UNIGINE’s Davyd Vidiger talked about the way Screen Space Ray-Traced Global Illumination is used to improve the image quality in real-time graphics.
Lead 3D Artist in UNIGINE Davyd Vidiger talked about the way Screen Space Ray-Traced Global Illumination is used to improve the image quality in real-time graphics.
My name is Davyd Vidiger, I have been working as a Lead 3D Artist in UNIGINE for several years. Today I am going to tell you how Unigine managed to improve the image quality in real-time 3D graphics using Screen Space Ray-Traced Global Illumination, what challenges did we face and why this technology is so important.
Everyone who worked with real-time 3D graphics knows the dilemma: either to choose realistic static (baked), or less realistic dynamic lighting. We’ve also faced this dilemma while working on the Superposition Benchmark project. Unlike regular real-time applications, we have over 900 dynamic objects in a single room. All of these objects can be moved freely which significantly affects lighting. This scene unveiled a set of typical problems in modern 3D engines.

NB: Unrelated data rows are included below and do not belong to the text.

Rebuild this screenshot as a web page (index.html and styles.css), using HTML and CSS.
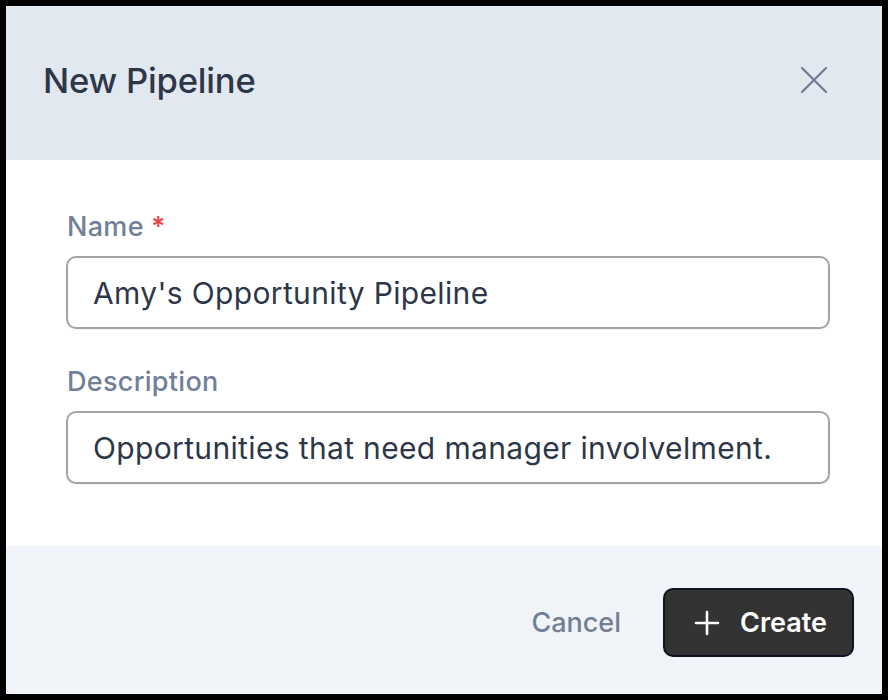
FILE: index.html
```html
<!DOCTYPE html>
<html lang="en">
<head>
<meta charset="utf-8">
<title>New Pipeline</title>
<link rel="stylesheet" href="styles.css">
</head>
<body>
<div class="dialog">
  <header class="dialog-header">
    <h1 class="dialog-title">New Pipeline</h1>
    <button class="close-btn" aria-label="Close">
      <svg width="28" height="28" viewBox="0 0 28 28" fill="none" stroke="currentColor" stroke-width="2.4" stroke-linecap="round"><path d="M2 2 L26 26 M26 2 L2 26"/></svg>
    </button>
  </header>
  <main class="dialog-body">
    <div class="field">
      <label class="field-label">Name <span class="required">*</span></label>
      <div class="input">Amy's Opportunity Pipeline</div>
    </div>
    <div class="field">
      <label class="field-label">Description</label>
      <div class="input">Opportunities that need manager involvelment.</div>
    </div>
  </main>
  <footer class="dialog-footer">
    <button class="btn-cancel">Cancel</button>
    <button class="btn-create">
      <svg width="26" height="26" viewBox="0 0 26 26" fill="none" stroke="currentColor" stroke-width="2.6" stroke-linecap="round"><path d="M13 2 V24 M2 13 H24"/></svg>
      <span>Create</span>
    </button>
  </footer>
</div>
</body>
</html>
```

FILE: styles.css
```css
* { box-sizing: border-box; }
html, body { margin: 0; height: 100%; }
body {
  background: #000;
  padding: 6px;
  font-family: Inter, "Noto Sans", "Liberation Sans", sans-serif;
}
.dialog {
  width: 876px;
  height: 688px;
  display: flex;
  flex-direction: column;
  background: #fff;
  overflow: hidden;
}
.dialog-header {
  height: 154px;
  flex: none;
  background: #e2e8f0;
  display: flex;
  align-items: center;
  justify-content: space-between;
  padding: 0 54px 6px 37px;
}
.dialog-title {
  margin: 0;
  font-size: 34.6px;
  font-weight: 500;
  color: #2d3748;
  letter-spacing: -0.2px;
}
.close-btn {
  border: 0;
  background: none;
  padding: 0;
  color: #718096;
  display: flex;
}
.dialog-body {
  flex: 1;
  padding: 48px 52px 0 60px;
  display: flex;
  flex-direction: column;
  gap: 34px;
}
.field { display: flex; flex-direction: column; gap: 10px; }
.field-label {
  font-size: 27px;
  font-weight: 500;
  color: #718096;
  line-height: 38px;
  letter-spacing: 0.3px;
  padding-left: 1px;
}
.required { color: #e53e3e; }
.input {
  height: 73px;
  border: 2px solid #a3a3a3;
  border-radius: 10px;
  padding: 0 25px;
  display: flex;
  align-items: center;
  font-size: 30px;
  letter-spacing: 0.35px;
  color: #2d3748;
  box-shadow: 0 1px 2px rgba(0,0,0,0.06);
}
.dialog-footer {
  height: 147px;
  flex: none;
  background: #f0f4f8;
  box-shadow: 0 -1px 2px rgba(0,0,0,0.06);
  display: flex;
  align-items: center;
  justify-content: flex-end;
  gap: 42px;
  padding: 4px 28px 0 0;
}
.btn-cancel {
  border: 0;
  background: none;
  padding: 0;
  font-family: inherit;
  font-size: 27px;
  font-weight: 500;
  color: #718096;
}
.btn-create {
  height: 69px;
  width: 191px;
  border: 2px solid #0f1222;
  border-radius: 10px;
  background: #333333;
  color: #fff;
  font-family: inherit;
  font-size: 27px;
  font-weight: 600;
  display: flex;
  align-items: center;
  justify-content: center;
  gap: 20px;
  padding: 0 0 0 4px;
}
```
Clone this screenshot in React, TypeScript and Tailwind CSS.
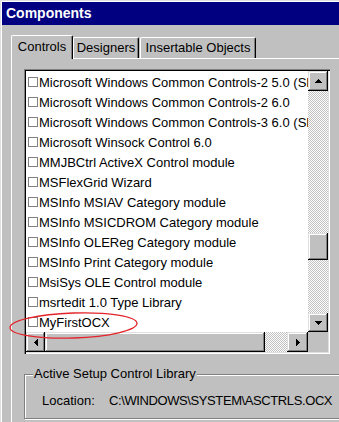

Here are the challenges we faced:
1. With baked lighting we can’t move dynamic objects
Suppose we pre-calculate lightmaps for each object offline, using ray tracing, and then bake them into textures. We would surely get a completely realistic and convincing lighting but, all objects would have to remain static – we couldn’t move them. Apart from looking plain and boring in VR, this would be considered as a technologically outdated solution.
2. Mixing dynamic and static lighting gives us an inconsistent image
It’s possible to bake lighting for static geometry (lightmaps or static AO), but this baked lighting won’t affect dynamic objects. As a result we can get too bright objects on dark shelves. Even if we try to improve the scene by content adjustment – inserting a dark environment probe into each bookcase, it still won’t look realistic. The fakeness of real-time graphics will still be evident.
3. Using environment probes gives sharp transitions of ambient lighting on the adjacent surfaces with different normals
We used environment probes for ambient lighting, applying it to objects’ surfaces according to the following scheme: if a surface normal points to the left, we use the lighting baked from the left side, if it points to the right – we use what was baked from the right. This is a classic method, which is now widely used in real-time for ambient lighting. However, it produces sharp transitions of ambient lighting on the adjacent surfaces with different normals which looks totally unnatural.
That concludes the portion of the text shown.